Am 19.09.2010 10:25, schrieb Alan McKinnon:
[...]
> Like I posted in another thread today, the memory columns in top do not mean 
> what most people think they mean, nor are they simplistic.
> 
> The columns tell you the amount of memory that process can access. This is 
> vitally important to understand. Modern memory managers in all OSes have the 
> concept of shared code and shared memory. It would be insanely wasteful for 
> each process to have it's own copy of all the data in RAM it ever uses. At a 
> minimum, every process would need a full copy of glibc loaded into RAM.
> 
> Here's what really happens (simplistic version):
> 
> An app loads, and links to libraries it needs.

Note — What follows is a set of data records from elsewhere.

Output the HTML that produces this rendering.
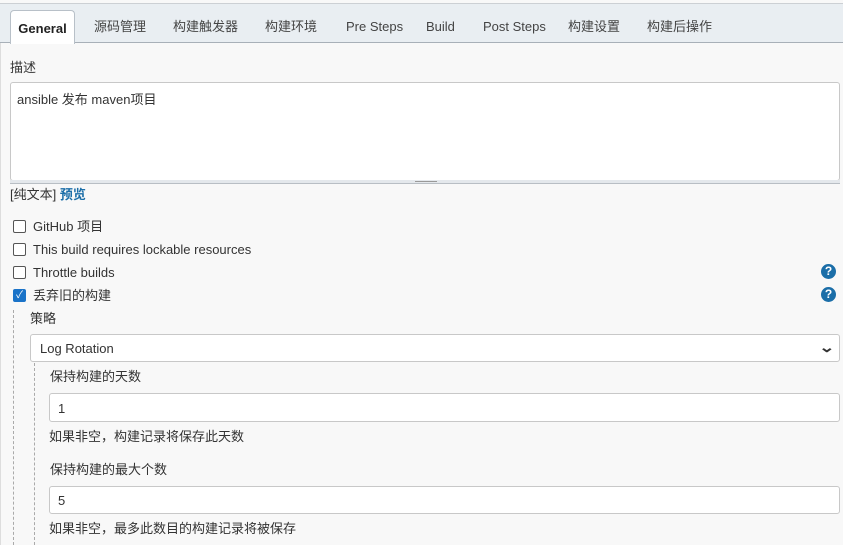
<!DOCTYPE html>
<html><head><meta charset="utf-8"><style>
body{margin:0;width:843px;height:545px;overflow:hidden;background:#f8f8f8;font-family:"Liberation Sans","Noto Sans CJK SC",sans-serif;font-size:13px;line-height:16px;color:#333;position:relative}
.a{position:absolute;line-height:16px}
.tabs{left:0;top:3px;width:843px;height:38px;background:#e9eef2;border-top:1px solid #ccd0d4;border-bottom:1px solid #a8b0b8}
.tab{position:absolute;top:15px;color:#444;line-height:16px;height:16px}
.gen{left:10px;top:6px;width:63px;height:33px;background:#fff;border:1px solid #b8c0c8;border-bottom:none;border-radius:4px 4px 0 0;font-weight:bold;color:#222;text-align:center;line-height:35px}
.box{background:#fff;border:1px solid #c8c8c8;border-radius:3px;box-sizing:border-box}
.cb{width:11px;height:11px;border:1px solid #555;border-radius:2px;background:#fff;left:13px}
.help{width:15px;height:15px;border-radius:50%;background:#1b6ea8;color:#fff;font-weight:bold;font-size:12px;text-align:center;line-height:15px;left:821px}
</style></head><body>
<div class="a" style="left:0;top:42px;width:1px;height:503px;background:#ddd"></div>
<div class="a tabs">
<div class="a gen">General</div>
<span class="tab" style="left:94px">源码管理</span>
<span class="tab" style="left:173px">构建触发器</span>
<span class="tab" style="left:265px">构建环境</span>
<span class="tab" style="left:346px">Pre Steps</span>
<span class="tab" style="left:426px">Build</span>
<span class="tab" style="left:483px">Post Steps</span>
<span class="tab" style="left:568px">构建设置</span>
<span class="tab" style="left:647px">构建后操作</span>
</div>
<div class="a" style="left:10px;top:60px">描述</div>
<div class="a box" style="left:10px;top:82px;width:830px;height:99px;padding:9px 6px">ansible 发布 maven项目</div>
<div class="a" style="left:10px;top:180px;width:830px;height:3px;background:#e4e8ec;border-bottom:1px solid #b8bec4"></div>
<div class="a" style="left:415px;top:181px;width:22px;height:1px;background:#999"></div>
<div class="a" style="left:10px;top:187px">[纯文本] <b style="color:#1b6ea8">预览</b></div>
<div class="a cb" style="top:220px"></div><div class="a" style="left:33px;top:219px">GitHub 项目</div>
<div class="a cb" style="top:243px"></div><div class="a" style="left:33px;top:242px">This build requires lockable resources</div>
<div class="a cb" style="top:266px"></div><div class="a" style="left:33px;top:265px">Throttle builds</div>
<div class="a cb" style="top:289px;background:#1a73c8;border-color:#1a73c8;color:#fff;font-size:10px;line-height:11px;text-align:center">✓</div><div class="a" style="left:33px;top:288px">丢弃旧的构建</div>
<div class="a help" style="top:264px">?</div>
<div class="a help" style="top:287px">?</div>
<div class="a" style="left:13px;top:310px;height:235px;border-left:1px dashed #aaa"></div>
<div class="a" style="left:30px;top:311px">策略</div>
<div class="a box" style="left:30px;top:334px;width:810px;height:28px;padding:6px 9px">Log Rotation<span style="position:absolute;right:6px;top:4px;font-size:14px;font-weight:bold;transform:scaleX(1.4)">⌄</span></div>
<div class="a" style="left:34px;top:363px;height:182px;border-left:1px dashed #aaa"></div>
<div class="a" style="left:50px;top:369px">保持构建的天数</div>
<div class="a box" style="left:49px;top:393px;width:791px;height:29px;padding:7px 8px">1</div>
<div class="a" style="left:49px;top:429px">如果非空，构建记录将保存此天数</div>
<div class="a" style="left:50px;top:462px">保持构建的最大个数</div>
<div class="a box" style="left:49px;top:486px;width:791px;height:28px;padding:6px 8px">5</div>
<div class="a" style="left:49px;top:521px">如果非空，最多此数目的构建记录将被保存</div>
</body></html>
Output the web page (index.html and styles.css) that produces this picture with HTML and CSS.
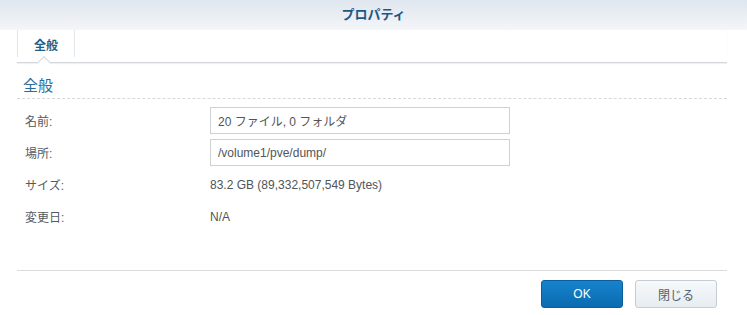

They may or may not already be 
> in RAM; if nor, they are loaded. Those binary images increase the amount of 
> RAM the process may address. The app uses more RAM for it's own purposes 
> (data 
> it is using) and after a while lots of that data is still in RAM but no 
> longer 
> being used.
> 
> When things get tight, the kernel has a good long hard look at memory usage 
> and starts chucking bits away that can be dispensed with safely. How much 
> control do you, the user, have over this: none whatsoever. Why: because the 
> situation is changing millions of times a second and there's no way you can 
> keep up.
> 
> It's like your heart. You don't actually want to be bothered keeping the damn 
> thing pumping consciously. So you let your brain stem do all that heavy 
> lifting. With memory, the kernel is your brain stem.
> 
> Your numbers above look perfectly normal. Most of that RAM can and will be 
> dumped when something else comes along that needs it. The clincher is your 
> swap usage. After 8 days you are using only about 12% of total which 
> indicates 
> the kernel is quite happily keeping everything under control and still has 
> plenty of wiggle room left to keep you humming along nicely.
> 
> The only point where this memory scheme goes wrong is when an app has a 
> memory 
> leak - it has finished with some data in RAM and does not release it. The 
> chances that all your "memory hogs" all have leaks like this are very small. 
> 
> Final conclusion: you have nothing to worry about.
> 

I disagree on that last point. While it might be true that some of the
statistics are not correct, I have a feeling that it is not acceptable
or normal that a simple desktop system is not able to free enough memory
to have more that 1/8 of it available for cache.

I mean, my old system had 2 GB RAM and an equivalent Gnome system on it.
It needed swap as well due to Firefox and Eclipse eating memory. But
otherwise its usage was far less than what I see here.